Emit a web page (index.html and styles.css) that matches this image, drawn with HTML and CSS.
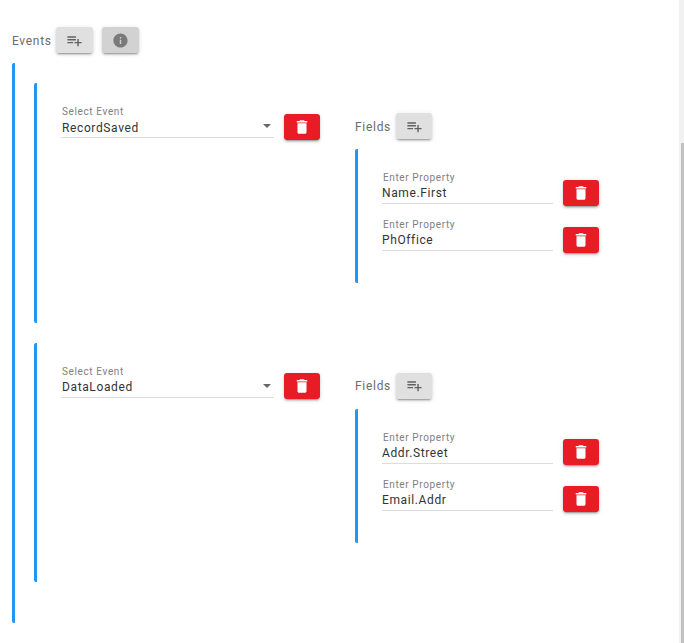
FILE: index.html
```html
<!DOCTYPE html>
<html lang="en">
<head>
    <meta charset="UTF-8">
    <meta name="viewport" content="width=device-width, initial-scale=1.0">
    <title>Events</title>
    <link rel="stylesheet" href="styles.css">
</head>
<body>
    <div class="page">
        <main class="content">
            <div class="events-header">
                <span class="section-label events-label">Events</span>
                <button class="btn btn-add events-add" type="button">
                    <svg class="icon-add" viewBox="0 0 24 24"><path d="M14 10H2v2h12v-2zm0-4H2v2h12V6zm4 8v-4h-2v4h-4v2h4v4h2v-4h4v-2h-4zM2 16h8v-2H2v2z"/></svg>
                </button>
                <button class="btn btn-info" type="button">
                    <svg class="icon-info" viewBox="0 0 24 24"><path d="M12 2C6.48 2 2 6.48 2 12s4.48 10 10 10 10-4.48 10-10S17.52 2 12 2zm1 15h-2v-6h2v6zm0-8h-2V7h2v2z"/></svg>
                </button>
            </div>

            <div class="event-list">
                <section class="event-card">
                    <div class="event-select">
                        <div class="field select-field">
                            <label class="field-label">Select Event</label>
                            <div class="field-value">RecordSaved<span class="caret"></span></div>
                        </div>
                        <button class="btn btn-delete" type="button">
                            <svg class="icon-delete" viewBox="0 0 24 24"><path d="M6 19c0 1.1.9 2 2 2h8c1.1 0 2-.9 2-2V7H6v12zM19 4h-3.500l-1-1h-5l-1 1H5v2h14V4z"/></svg>
                        </button>
                    </div>
                    <div class="fields-col">
                        <div class="fields-header">
                            <span class="section-label">Fields</span>
                            <button class="btn btn-add" type="button">
                                <svg class="icon-add" viewBox="0 0 24 24"><path d="M14 10H2v2h12v-2zm0-4H2v2h12V6zm4 8v-4h-2v4h-4v2h4v4h2v-4h4v-2h-4zM2 16h8v-2H2v2z"/></svg>
                            </button>
                        </div>
                        <div class="field-list">
                            <div class="field-row">
                                <div class="field property-field">
                                    <label class="field-label">Enter Property</label>
                                    <div class="field-value">Name.First</div>
                                </div>
                                <button class="btn btn-delete" type="button">
                                    <svg class="icon-delete" viewBox="0 0 24 24"><path d="M6 19c0 1.1.9 2 2 2h8c1.1 0 2-.9 2-2V7H6v12zM19 4h-3.500l-1-1h-5l-1 1H5v2h14V4z"/></svg>
                                </button>
                            </div>
                            <div class="field-row">
                                <div class="field property-field">
                                    <label class="field-label">Enter Property</label>
                                    <div class="field-value">PhOffice</div>
                                </div>
                                <button class="btn btn-delete" type="button">
                                    <svg class="icon-delete" viewBox="0 0 24 24"><path d="M6 19c0 1.1.9 2 2 2h8c1.1 0 2-.9 2-2V7H6v12zM19 4h-3.500l-1-1h-5l-1 1H5v2h14V4z"/></svg>
                                </button>
                            </div>
                        </div>
                    </div>
                </section>

                <section class="event-card">
                    <div class="event-select">
                        <div class="field select-field">
                            <label class="field-label">Select Event</label>
                            <div class="field-value">DataLoaded<span class="caret"></span></div>
                        </div>
                        <button class="btn btn-delete" type="button">
                            <svg class="icon-delete" viewBox="0 0 24 24"><path d="M6 19c0 1.1.9 2 2 2h8c1.1 0 2-.9 2-2V7H6v12zM19 4h-3.500l-1-1h-5l-1 1H5v2h14V4z"/></svg>
                        </button>
                    </div>
                    <div class="fields-col">
                        <div class="fields-header">
                            <span class="section-label">Fields</span>
                            <button class="btn btn-add" type="button">
                                <svg class="icon-add" viewBox="0 0 24 24"><path d="M14 10H2v2h12v-2zm0-4H2v2h12V6zm4 8v-4h-2v4h-4v2h4v4h2v-4h4v-2h-4zM2 16h8v-2H2v2z"/></svg>
                            </button>
                        </div>
                        <div class="field-list">
                            <div class="field-row">
                                <div class="field property-field">
                                    <label class="field-label">Enter Property</label>
                                    <div class="field-value">Addr.Street</div>
                                </div>
                                <button class="btn btn-delete" type="button">
                                    <svg class="icon-delete" viewBox="0 0 24 24"><path d="M6 19c0 1.1.9 2 2 2h8c1.1 0 2-.9 2-2V7H6v12zM19 4h-3.500l-1-1h-5l-1 1H5v2h14V4z"/></svg>
                                </button>
                            </div>
                            <div class="field-row">
                                <div class="field property-field">
                                    <label class="field-label">Enter Property</label>
                                    <div class="field-value">Email.Addr</div>
                                </div>
                                <button class="btn btn-delete" type="button">
                                    <svg class="icon-delete" viewBox="0 0 24 24"><path d="M6 19c0 1.1.9 2 2 2h8c1.1 0 2-.9 2-2V7H6v12zM19 4h-3.500l-1-1h-5l-1 1H5v2h14V4z"/></svg>
                                </button>
                            </div>
                        </div>
                    </div>
                </section>
            </div>
        </main>
        <div class="scrollbar"><div class="scrollbar-thumb"></div></div>
    </div>
</body>
</html>
```

FILE: styles.css
```css
html, body {
    margin: 0;
    height: 100%;
    overflow: hidden;
    background-color: #fff;
}

body {
    font-family: Roboto, "Liberation Sans", sans-serif;
}

.page {
    display: flex;
    height: 643px;
    overflow: hidden;
}

.content {
    flex: 1;
    padding: 27px 0 0 12px;
}

.scrollbar {
    width: 5px;
    background-color: #f1f1f1;
    display: flex;
    justify-content: flex-end;
}

.scrollbar-thumb {
    width: 3px;
    height: 500px;
    margin-top: 143px;
    background-color: #c1c1c1;
}

.events-header,
.fields-header {
    display: flex;
    align-items: center;
}

.section-label {
    padding-top: 1px;
    font-size: 12px;
    letter-spacing: 0.7px;
    color: #6b6b6b;
}

.events-label {
    width: 39px;
}

.btn {
    display: flex;
    align-items: center;
    justify-content: center;
    width: 36px;
    height: 26px;
    padding: 0;
    border: none;
    border-radius: 3px;
    box-shadow: 0 3px 1px -2px rgba(0, 0, 0, 0.2), 0 2px 2px 0 rgba(0, 0, 0, 0.14), 0 1px 5px 0 rgba(0, 0, 0, 0.12);
    cursor: pointer;
}

.btn svg {
    display: block;
}

.btn-add {
    background-color: #e0e0e0;
    margin-left: 5px;
}

.events-add {
    width: 37px;
}

.btn-info {
    width: 37px;
    margin-left: 9px;
    background-color: #d2d2d2;
}

.btn-delete {
    flex-shrink: 0;
    background-color: #e81c24;
}

.icon-add {
    width: 17px;
    height: 17px;
    fill: #616161;
}

.icon-info {
    width: 17px;
    height: 17px;
    fill: #7a7a7a;
}

.icon-delete {
    width: 18px;
    height: 18px;
    fill: #fff;
}

.event-list {
    height: 540px;
    margin-top: 10px;
    padding: 20px 0 0 19px;
    border-left: 3px solid #2196f3;
    border-radius: 2px;
}

.event-card {
    display: flex;
    height: 239.6px;
    margin-bottom: 20px;
    padding-left: 24px;
    border-left: 3px solid #2196f3;
    border-radius: 2px;
    box-sizing: border-box;
}

.event-select {
    display: flex;
    align-items: flex-start;
    gap: 10px;
    padding-top: 21px;
}

.fields-col {
    margin-left: 35px;
    padding-top: 30px;
}

.fields-header {
    width: 77px;
}

.fields-header .section-label {
    width: 36px;
}

.field-list {
    display: flex;
    flex-direction: column;
    gap: 5px;
    height: 134px;
    box-sizing: border-box;
    margin-top: 10px;
    padding: 21px 0 0 24px;
    border-left: 3px solid #2196f3;
    border-radius: 2px;
}

.field-row {
    display: flex;
    align-items: flex-start;
    gap: 10px;
    height: 42px;
}

.field {
    display: flex;
    flex-direction: column;
    border-bottom: 1px solid #dcdcdc;
}

.select-field {
    width: 213px;
}

.select-field + .btn-delete {
    margin-top: 9.6px;
}

.property-field {
    width: 171px;
    height: 33px;
}

.property-field + .btn-delete {
    margin-top: 9.6px;
}

.field-label {
    padding-left: 1px;
    font-size: 10px;
    line-height: 15px;
    letter-spacing: 0.62px;
    color: #808080;
}

.field-value {
    display: flex;
    align-items: center;
    justify-content: space-between;
    height: 17px;
    padding: 0 0 1px 1px;
    font-size: 12px;
    letter-spacing: 0.62px;
    color: #333;
}

.property-field .field-value {
    height: 16px;
    padding: 0;
}

.caret {
    width: 0;
    height: 0;
    margin: -3px 3px 0 0;
    border-left: 4px solid transparent;
    border-right: 4px solid transparent;
    border-top: 4px solid #666;
}
```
○ ○ ○
Brief: Of the lines in the material, how many include "styles"? Respond with the number alone.

Result for this exercise: 3